After weeks of investigation into cases of call masking and refilling, the Nigerian Communications Commission (NCC) has descended on those it found guilty of the offences. Nigerian Communications Week reports that the NCC has sanctioned three companies and barred 750,000 numbers found to be connected to call-masking.
Recall that we reported two weeks ago that four major telecoms companies were being investigated over call-masking allegations. Mr Tony Ojobo, the Director, Public Affairs of NCC, in a statement explained that the sanctioned entities were found to be directly and indirectly involved in several infractions.
Call masking practices helps hide user identity and location. But it can also be used to reduce call cost extremely. The practice is used by fraudsters to avoid paying the true cost for international calls.https://t.co/8ptGzHU0FE
— Technext (@technextdotng) February 23, 2018
The report indicates that the NCC arrived at the decision after investigations with the Office of the National Security Adviser (NSA) and the Department of State Services. As a result, the agency has suspended the Interconnect Clearinghouse License issued to Medallion Communications Limited for a period of 90 days, in the first instance.

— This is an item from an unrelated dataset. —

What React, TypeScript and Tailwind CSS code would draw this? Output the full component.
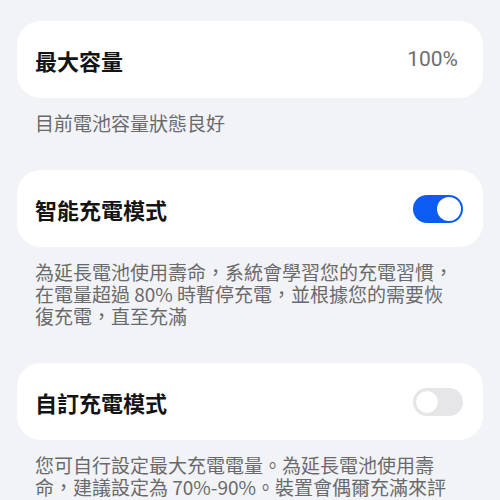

The agency has also disconnected two other companies, Information Connectivity Solutions Limited (ICSL) and Solid Interconnectivity Services Limited from all networks until they regularize their operations.
The fourth operator, Interconnect Clearinghouse Nigeria Limited was lucky as it only got a strong warning from the NCC. In the same vein, the NCC also issued letters of warning to Exchange Telecoms Limited, NiconnX Limited and Breeze Micro Limited. It cautioned them against engaging in the fraudulent practice.
Public Notice pic.twitter.com/tfctOWFT1G
— ncc.gov.ng (@NgComCommission) January 23, 2018
Similarly, the NCC also Barred over 750,000 numbers assigned to several Private Network Links (PNL) and Local Exchange Operator (LEO) licensees, whose number ranges were found to have been utilized for the call-masking in the past.
These licensees include Vezeti Communications Services Limited, Voix Networks Limited, Mobitel Limited, Peace Global Satellite Communications Limited, ABG Communications Limited, Vodacom Business Africa (Nigeria) Limited, Swift Telephone Networks Limited, QVODA Telecoms Limited, Wireless Telecoms Limited and Emcatel Networks Limited.
Room for Amends
The NCC has also indicated that there is still room for the affected operators and licensees to make amends. The statement reads:
Accordingly, every service provider that has been sanctioned still has an opportunity to correct the identified anomalies and satisfy the commission that it should be allowed to continue to operate in Nigeria.
The Axe is still Dangling
The war on questionable practices is not yet over. The NCC has said that the second stage of investigations has commenced. The statement suggests that the commission will focus on mobile network operators and some other parties involved in SIM-boxing.
But, What is SIM-boxing?
SIM-boxing involves using a device (SIM box) as part of a VoIP gateway installation in order to minimize the maintenance expenses in the network interconnect (connecting from one local/international network to another). It is also used in preventing a SIM from being blocked. This act in itself has many risks.
According to Xintec, SIM box or Interconnect Bypass Fraud is one of the most prevalent frauds today. It is said to have cost the telcoms industry about 3 billion dollars. Fraudsters use it to bypass the interconnect toll charging points, thus avoiding the payment of the official call termination fee of an operator.